-- TASK DETAILS --
Give every line of the data again, unchanged, but with no pictures.

-- BEGIN RECORDS SHOWN --

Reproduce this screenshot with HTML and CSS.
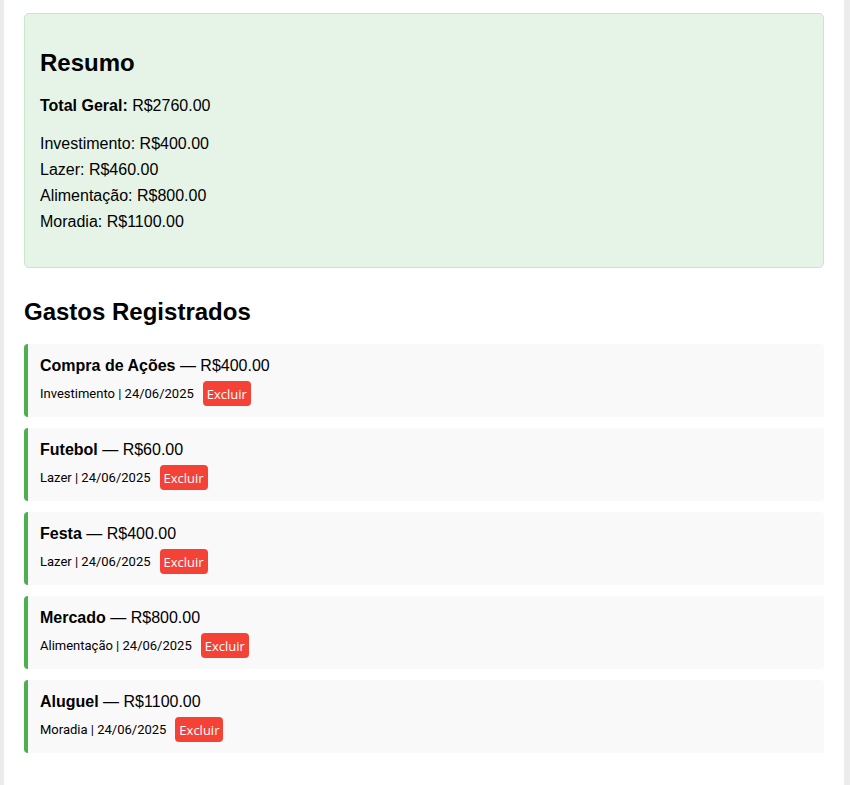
FILE: index.html
```html
<!DOCTYPE html>
<html lang="pt-BR">
<head>
<meta charset="utf-8">
<title>Gastos</title>
<link rel="stylesheet" href="styles.css">
</head>
<body>
<div class="container">
  <section class="summary">
    <h2 class="summary-title">Resumo</h2>
    <p class="total"><strong>Total Geral:</strong> R$2760.00</p>
    <div class="cats">
      <div class="cat">Investimento: R$400.00</div>
      <div class="cat">Lazer: R$460.00</div>
      <div class="cat">Alimentação: R$800.00</div>
      <div class="cat">Moradia: R$1100.00</div>
    </div>
  </section>
  <h2 class="list-title">Gastos Registrados</h2>
  <div class="list">
    <div class="item">
      <div class="item-title"><strong>Compra de Ações</strong> — R$400.00</div>
      <div class="item-meta"><span class="meta">Investimento | 24/06/2025</span><button class="del">Excluir</button></div>
    </div>
    <div class="item">
      <div class="item-title"><strong>Futebol</strong> — R$60.00</div>
      <div class="item-meta"><span class="meta">Lazer | 24/06/2025</span><button class="del">Excluir</button></div>
    </div>
    <div class="item">
      <div class="item-title"><strong>Festa</strong> — R$400.00</div>
      <div class="item-meta"><span class="meta">Lazer | 24/06/2025</span><button class="del">Excluir</button></div>
    </div>
    <div class="item">
      <div class="item-title"><strong>Mercado</strong> — R$800.00</div>
      <div class="item-meta"><span class="meta">Alimentação | 24/06/2025</span><button class="del">Excluir</button></div>
    </div>
    <div class="item">
      <div class="item-title"><strong>Aluguel</strong> — R$1100.00</div>
      <div class="item-meta"><span class="meta">Moradia | 24/06/2025</span><button class="del">Excluir</button></div>
    </div>
  </div>
</div>
</body>
</html>
```

FILE: styles.css
```css
html, body {
  margin: 0;
  padding: 0;
}
body {
  background: #ececec;
  font-family: "Liberation Sans", Arial, sans-serif;
  color: #000;
  font-size: 16px;
}
.container {
  background: #fff;
  margin-left: 4px;
  width: 840px;
  box-sizing: border-box;
  padding: 13px 20px 40px;
  min-height: 785px;
}
.summary {
  background: #e6f4e7;
  border: 1px solid #c8e6c9;
  border-radius: 5px;
  padding: 35px 15px 32px;
}
.summary-title {
  margin: 0 0 16px;
  font-size: 24px;
  line-height: 28px;
}
.total {
  margin: 0 0 12px;
  line-height: 26px;
}
.cat {
  line-height: 26px;
}
.list-title {
  margin: 30px 0 18px;
  font-size: 24px;
  line-height: 28px;
}
.list {
  display: flex;
  flex-direction: column;
  gap: 11px;
}
.item {
  background: #f9f9f9;
  border-left: 4px solid #4caf50;
  border-radius: 4px;
  padding: 12px 12px 11px;
}
.item-title {
  line-height: 20px;
}
.item-meta {
  display: flex;
  align-items: center;
  margin-top: 5px;
}
.meta {
  font-family: Roboto, "Liberation Sans", sans-serif;
  font-size: 13px;
}
.del {
  margin-left: 9px;
  background: #f44336;
  color: #fff;
  border: none;
  border-radius: 4px;
  font-family: "Open Sans", "Liberation Sans", sans-serif;
  font-size: 13px;
  height: 25px;
  padding: 0 4px;
}
```
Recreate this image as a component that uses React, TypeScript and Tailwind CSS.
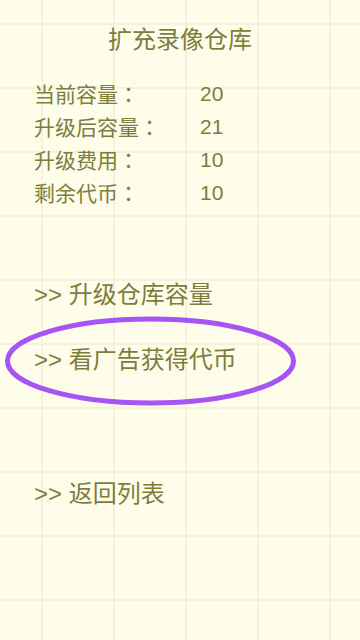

-- END RECORDS SHOWN --

-- RESULT BELOW --
Reproduce this screenshot with HTML and CSS.
FILE: index.html
```html
<!DOCTYPE html>
<html lang="pt-BR">
<head>
<meta charset="utf-8">
<title>Gastos</title>
<link rel="stylesheet" href="styles.css">
</head>
<body>
<div class="container">
  <section class="summary">
    <h2 class="summary-title">Resumo</h2>
    <p class="total"><strong>Total Geral:</strong> R$2760.00</p>
    <div class="cats">
      <div class="cat">Investimento: R$400.00</div>
      <div class="cat">Lazer: R$460.00</div>
      <div class="cat">Alimentação: R$800.00</div>
      <div class="cat">Moradia: R$1100.00</div>
    </div>
  </section>
  <h2 class="list-title">Gastos Registrados</h2>
  <div class="list">
    <div class="item">
      <div class="item-title"><strong>Compra de Ações</strong> — R$400.00</div>
      <div class="item-meta"><span class="meta">Investimento | 24/06/2025</span><button class="del">Excluir</button></div>
    </div>
    <div class="item">
      <div class="item-title"><strong>Futebol</strong> — R$60.00</div>
      <div class="item-meta"><span class="meta">Lazer | 24/06/2025</span><button class="del">Excluir</button></div>
    </div>
    <div class="item">
      <div class="item-title"><strong>Festa</strong> — R$400.00</div>
      <div class="item-meta"><span class="meta">Lazer | 24/06/2025</span><button class="del">Excluir</button></div>
    </div>
    <div class="item">
      <div class="item-title"><strong>Mercado</strong> — R$800.00</div>
      <div class="item-meta"><span class="meta">Alimentação | 24/06/2025</span><button class="del">Excluir</button></div>
    </div>
    <div class="item">
      <div class="item-title"><strong>Aluguel</strong> — R$1100.00</div>
      <div class="item-meta"><span class="meta">Moradia | 24/06/2025</span><button class="del">Excluir</button></div>
    </div>
  </div>
</div>
</body>
</html>
```

FILE: styles.css
```css
html, body {
  margin: 0;
  padding: 0;
}
body {
  background: #ececec;
  font-family: "Liberation Sans", Arial, sans-serif;
  color: #000;
  font-size: 16px;
}
.container {
  background: #fff;
  margin-left: 4px;
  width: 840px;
  box-sizing: border-box;
  padding: 13px 20px 40px;
  min-height: 785px;
}
.summary {
  background: #e6f4e7;
  border: 1px solid #c8e6c9;
  border-radius: 5px;
  padding: 35px 15px 32px;
}
.summary-title {
  margin: 0 0 16px;
  font-size: 24px;
  line-height: 28px;
}
.total {
  margin: 0 0 12px;
  line-height: 26px;
}
.cat {
  line-height: 26px;
}
.list-title {
  margin: 30px 0 18px;
  font-size: 24px;
  line-height: 28px;
}
.list {
  display: flex;
  flex-direction: column;
  gap: 11px;
}
.item {
  background: #f9f9f9;
  border-left: 4px solid #4caf50;
  border-radius: 4px;
  padding: 12px 12px 11px;
}
.item-title {
  line-height: 20px;
}
.item-meta {
  display: flex;
  align-items: center;
  margin-top: 5px;
}
.meta {
  font-family: Roboto, "Liberation Sans", sans-serif;
  font-size: 13px;
}
.del {
  margin-left: 9px;
  background: #f44336;
  color: #fff;
  border: none;
  border-radius: 4px;
  font-family: "Open Sans", "Liberation Sans", sans-serif;
  font-size: 13px;
  height: 25px;
  padding: 0 4px;
}
```
Recreate this image as a component that uses React, TypeScript and Tailwind CSS.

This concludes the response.